### INSTRUCTIONS FOR THE TASK
All of the data should be repeated exactly; pictures are not part of the copy.

### DATA SHOWN

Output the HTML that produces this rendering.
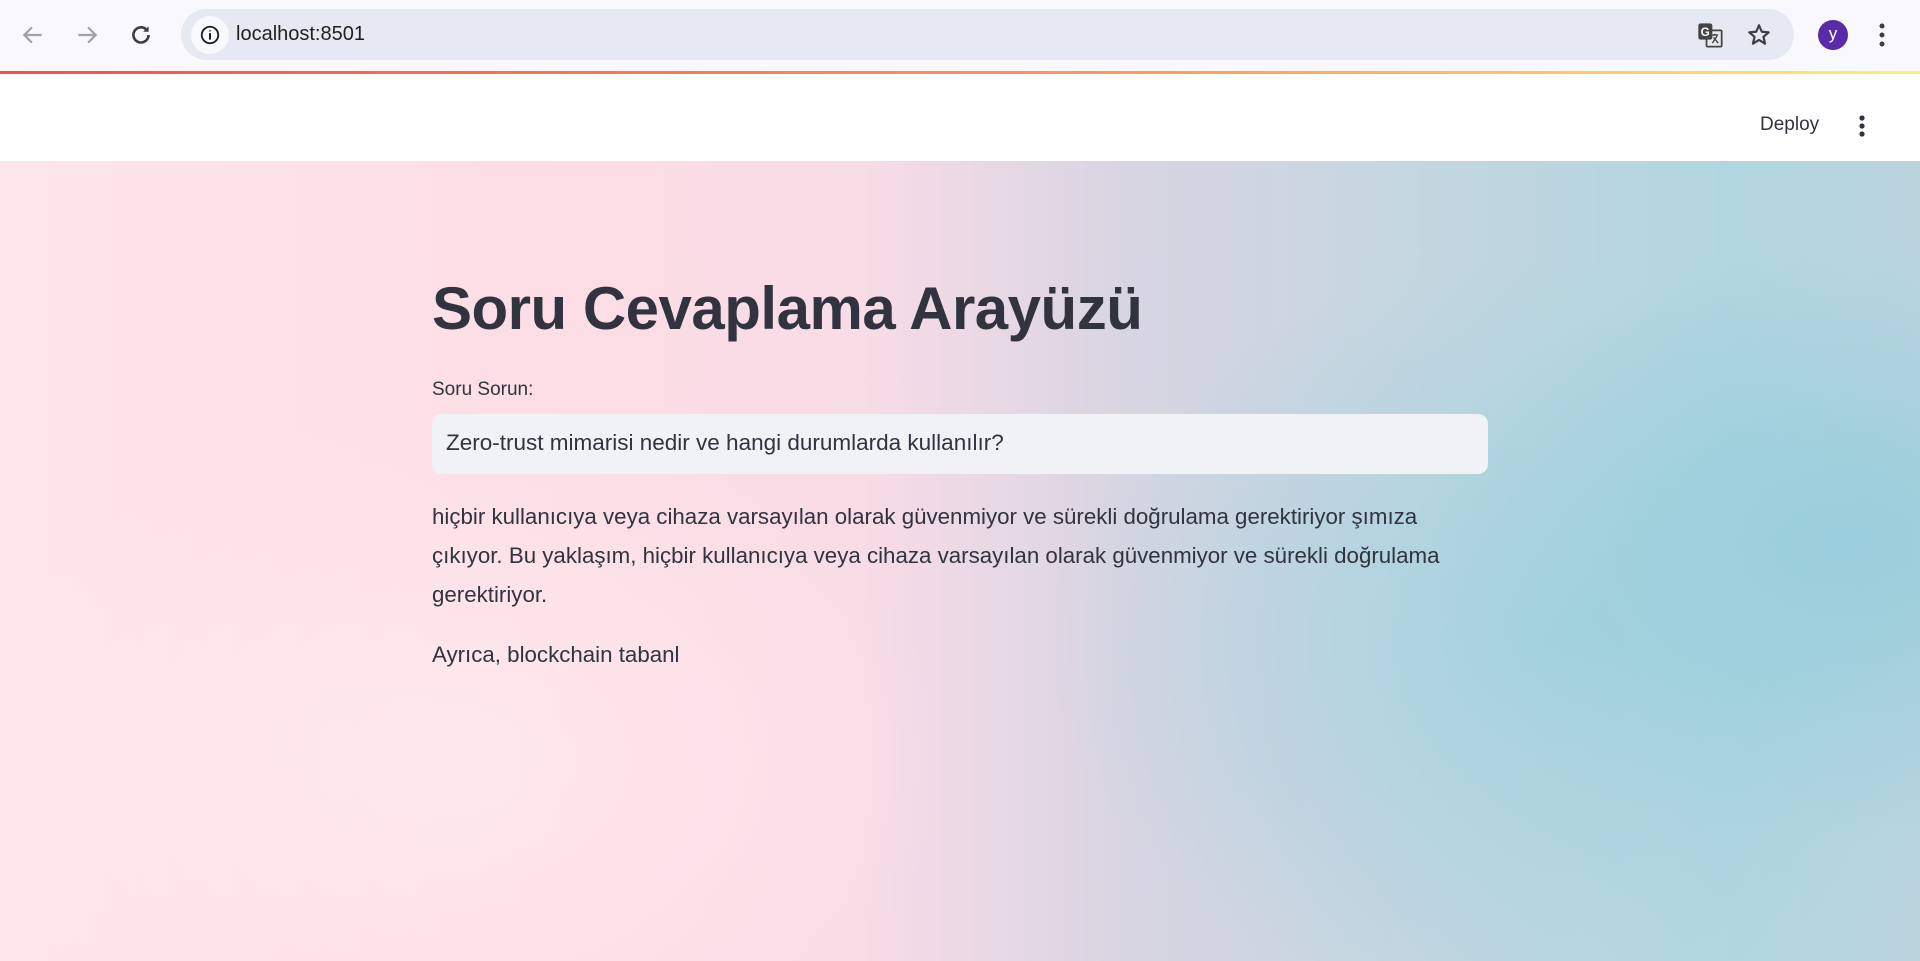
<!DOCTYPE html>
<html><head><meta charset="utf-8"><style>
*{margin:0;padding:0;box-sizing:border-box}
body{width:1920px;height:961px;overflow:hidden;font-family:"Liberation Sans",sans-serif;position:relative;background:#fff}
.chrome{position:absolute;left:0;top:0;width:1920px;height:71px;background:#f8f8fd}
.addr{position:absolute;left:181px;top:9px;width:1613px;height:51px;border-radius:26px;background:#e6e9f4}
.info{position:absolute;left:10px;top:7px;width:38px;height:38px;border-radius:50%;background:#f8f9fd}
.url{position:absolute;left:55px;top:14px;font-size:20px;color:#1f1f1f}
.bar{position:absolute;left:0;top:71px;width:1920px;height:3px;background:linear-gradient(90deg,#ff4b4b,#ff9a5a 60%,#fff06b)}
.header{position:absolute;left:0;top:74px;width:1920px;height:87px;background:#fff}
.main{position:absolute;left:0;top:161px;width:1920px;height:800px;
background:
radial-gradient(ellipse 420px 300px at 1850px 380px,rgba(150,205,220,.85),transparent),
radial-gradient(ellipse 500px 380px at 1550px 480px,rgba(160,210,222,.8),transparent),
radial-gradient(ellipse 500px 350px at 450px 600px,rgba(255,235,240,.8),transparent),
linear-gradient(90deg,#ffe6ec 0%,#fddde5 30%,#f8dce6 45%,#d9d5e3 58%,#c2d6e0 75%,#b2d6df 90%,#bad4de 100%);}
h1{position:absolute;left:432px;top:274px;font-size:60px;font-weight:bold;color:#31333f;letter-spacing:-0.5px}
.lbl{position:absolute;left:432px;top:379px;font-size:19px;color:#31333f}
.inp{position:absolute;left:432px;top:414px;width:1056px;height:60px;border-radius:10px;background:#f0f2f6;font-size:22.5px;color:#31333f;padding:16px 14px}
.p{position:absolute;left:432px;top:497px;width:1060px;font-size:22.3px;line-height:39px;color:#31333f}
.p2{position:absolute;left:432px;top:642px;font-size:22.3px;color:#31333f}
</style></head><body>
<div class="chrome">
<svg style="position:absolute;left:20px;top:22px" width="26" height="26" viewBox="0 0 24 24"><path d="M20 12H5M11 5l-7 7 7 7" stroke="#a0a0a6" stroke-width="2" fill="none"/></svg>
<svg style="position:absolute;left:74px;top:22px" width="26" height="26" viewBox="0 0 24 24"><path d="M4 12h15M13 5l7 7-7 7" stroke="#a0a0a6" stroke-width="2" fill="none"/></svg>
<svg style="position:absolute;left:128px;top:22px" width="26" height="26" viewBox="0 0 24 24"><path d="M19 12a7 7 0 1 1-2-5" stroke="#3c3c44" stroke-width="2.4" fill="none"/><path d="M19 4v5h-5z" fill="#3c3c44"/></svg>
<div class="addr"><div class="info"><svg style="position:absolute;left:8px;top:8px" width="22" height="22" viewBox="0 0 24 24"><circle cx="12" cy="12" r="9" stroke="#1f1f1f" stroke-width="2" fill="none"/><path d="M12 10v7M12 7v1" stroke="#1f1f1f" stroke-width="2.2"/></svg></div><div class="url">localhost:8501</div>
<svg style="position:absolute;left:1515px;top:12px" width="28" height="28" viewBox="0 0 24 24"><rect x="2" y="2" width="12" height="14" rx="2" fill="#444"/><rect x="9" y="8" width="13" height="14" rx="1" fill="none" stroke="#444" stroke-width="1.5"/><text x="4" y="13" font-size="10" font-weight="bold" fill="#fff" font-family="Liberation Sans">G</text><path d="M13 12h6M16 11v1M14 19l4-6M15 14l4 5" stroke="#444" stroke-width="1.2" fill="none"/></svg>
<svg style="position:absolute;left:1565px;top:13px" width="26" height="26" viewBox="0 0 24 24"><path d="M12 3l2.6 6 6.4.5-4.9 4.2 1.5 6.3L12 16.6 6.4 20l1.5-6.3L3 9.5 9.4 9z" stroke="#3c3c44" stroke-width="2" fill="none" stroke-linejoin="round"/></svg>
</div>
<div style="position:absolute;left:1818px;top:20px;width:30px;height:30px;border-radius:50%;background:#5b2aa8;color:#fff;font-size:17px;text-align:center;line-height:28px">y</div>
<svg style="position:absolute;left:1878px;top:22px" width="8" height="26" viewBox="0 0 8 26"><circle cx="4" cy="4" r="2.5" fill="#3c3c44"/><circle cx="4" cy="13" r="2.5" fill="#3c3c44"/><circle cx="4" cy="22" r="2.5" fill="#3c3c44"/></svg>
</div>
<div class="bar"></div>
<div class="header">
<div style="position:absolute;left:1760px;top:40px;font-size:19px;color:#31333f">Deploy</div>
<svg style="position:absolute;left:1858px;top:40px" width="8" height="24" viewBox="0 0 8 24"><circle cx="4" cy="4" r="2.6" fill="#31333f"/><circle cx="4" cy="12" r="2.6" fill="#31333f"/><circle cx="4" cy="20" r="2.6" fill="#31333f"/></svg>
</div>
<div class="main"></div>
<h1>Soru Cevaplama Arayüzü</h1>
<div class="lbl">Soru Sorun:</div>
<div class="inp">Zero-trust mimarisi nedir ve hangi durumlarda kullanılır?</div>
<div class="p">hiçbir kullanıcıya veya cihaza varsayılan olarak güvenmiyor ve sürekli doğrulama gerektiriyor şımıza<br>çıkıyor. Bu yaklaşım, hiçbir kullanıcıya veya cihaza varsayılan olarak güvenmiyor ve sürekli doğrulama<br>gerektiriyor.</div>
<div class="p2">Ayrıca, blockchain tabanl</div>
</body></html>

### ANSWER IN FULL
Output the HTML that produces this rendering.
<!DOCTYPE html>
<html><head><meta charset="utf-8"><style>
*{margin:0;padding:0;box-sizing:border-box}
body{width:1920px;height:961px;overflow:hidden;font-family:"Liberation Sans",sans-serif;position:relative;background:#fff}
.chrome{position:absolute;left:0;top:0;width:1920px;height:71px;background:#f8f8fd}
.addr{position:absolute;left:181px;top:9px;width:1613px;height:51px;border-radius:26px;background:#e6e9f4}
.info{position:absolute;left:10px;top:7px;width:38px;height:38px;border-radius:50%;background:#f8f9fd}
.url{position:absolute;left:55px;top:14px;font-size:20px;color:#1f1f1f}
.bar{position:absolute;left:0;top:71px;width:1920px;height:3px;background:linear-gradient(90deg,#ff4b4b,#ff9a5a 60%,#fff06b)}
.header{position:absolute;left:0;top:74px;width:1920px;height:87px;background:#fff}
.main{position:absolute;left:0;top:161px;width:1920px;height:800px;
background:
radial-gradient(ellipse 420px 300px at 1850px 380px,rgba(150,205,220,.85),transparent),
radial-gradient(ellipse 500px 380px at 1550px 480px,rgba(160,210,222,.8),transparent),
radial-gradient(ellipse 500px 350px at 450px 600px,rgba(255,235,240,.8),transparent),
linear-gradient(90deg,#ffe6ec 0%,#fddde5 30%,#f8dce6 45%,#d9d5e3 58%,#c2d6e0 75%,#b2d6df 90%,#bad4de 100%);}
h1{position:absolute;left:432px;top:274px;font-size:60px;font-weight:bold;color:#31333f;letter-spacing:-0.5px}
.lbl{position:absolute;left:432px;top:379px;font-size:19px;color:#31333f}
.inp{position:absolute;left:432px;top:414px;width:1056px;height:60px;border-radius:10px;background:#f0f2f6;font-size:22.5px;color:#31333f;padding:16px 14px}
.p{position:absolute;left:432px;top:497px;width:1060px;font-size:22.3px;line-height:39px;color:#31333f}
.p2{position:absolute;left:432px;top:642px;font-size:22.3px;color:#31333f}
</style></head><body>
<div class="chrome">
<svg style="position:absolute;left:20px;top:22px" width="26" height="26" viewBox="0 0 24 24"><path d="M20 12H5M11 5l-7 7 7 7" stroke="#a0a0a6" stroke-width="2" fill="none"/></svg>
<svg style="position:absolute;left:74px;top:22px" width="26" height="26" viewBox="0 0 24 24"><path d="M4 12h15M13 5l7 7-7 7" stroke="#a0a0a6" stroke-width="2" fill="none"/></svg>
<svg style="position:absolute;left:128px;top:22px" width="26" height="26" viewBox="0 0 24 24"><path d="M19 12a7 7 0 1 1-2-5" stroke="#3c3c44" stroke-width="2.4" fill="none"/><path d="M19 4v5h-5z" fill="#3c3c44"/></svg>
<div class="addr"><div class="info"><svg style="position:absolute;left:8px;top:8px" width="22" height="22" viewBox="0 0 24 24"><circle cx="12" cy="12" r="9" stroke="#1f1f1f" stroke-width="2" fill="none"/><path d="M12 10v7M12 7v1" stroke="#1f1f1f" stroke-width="2.2"/></svg></div><div class="url">localhost:8501</div>
<svg style="position:absolute;left:1515px;top:12px" width="28" height="28" viewBox="0 0 24 24"><rect x="2" y="2" width="12" height="14" rx="2" fill="#444"/><rect x="9" y="8" width="13" height="14" rx="1" fill="none" stroke="#444" stroke-width="1.5"/><text x="4" y="13" font-size="10" font-weight="bold" fill="#fff" font-family="Liberation Sans">G</text><path d="M13 12h6M16 11v1M14 19l4-6M15 14l4 5" stroke="#444" stroke-width="1.2" fill="none"/></svg>
<svg style="position:absolute;left:1565px;top:13px" width="26" height="26" viewBox="0 0 24 24"><path d="M12 3l2.6 6 6.4.5-4.9 4.2 1.5 6.3L12 16.6 6.4 20l1.5-6.3L3 9.5 9.4 9z" stroke="#3c3c44" stroke-width="2" fill="none" stroke-linejoin="round"/></svg>
</div>
<div style="position:absolute;left:1818px;top:20px;width:30px;height:30px;border-radius:50%;background:#5b2aa8;color:#fff;font-size:17px;text-align:center;line-height:28px">y</div>
<svg style="position:absolute;left:1878px;top:22px" width="8" height="26" viewBox="0 0 8 26"><circle cx="4" cy="4" r="2.5" fill="#3c3c44"/><circle cx="4" cy="13" r="2.5" fill="#3c3c44"/><circle cx="4" cy="22" r="2.5" fill="#3c3c44"/></svg>
</div>
<div class="bar"></div>
<div class="header">
<div style="position:absolute;left:1760px;top:40px;font-size:19px;color:#31333f">Deploy</div>
<svg style="position:absolute;left:1858px;top:40px" width="8" height="24" viewBox="0 0 8 24"><circle cx="4" cy="4" r="2.6" fill="#31333f"/><circle cx="4" cy="12" r="2.6" fill="#31333f"/><circle cx="4" cy="20" r="2.6" fill="#31333f"/></svg>
</div>
<div class="main"></div>
<h1>Soru Cevaplama Arayüzü</h1>
<div class="lbl">Soru Sorun:</div>
<div class="inp">Zero-trust mimarisi nedir ve hangi durumlarda kullanılır?</div>
<div class="p">hiçbir kullanıcıya veya cihaza varsayılan olarak güvenmiyor ve sürekli doğrulama gerektiriyor şımıza<br>çıkıyor. Bu yaklaşım, hiçbir kullanıcıya veya cihaza varsayılan olarak güvenmiyor ve sürekli doğrulama<br>gerektiriyor.</div>
<div class="p2">Ayrıca, blockchain tabanl</div>
</body></html>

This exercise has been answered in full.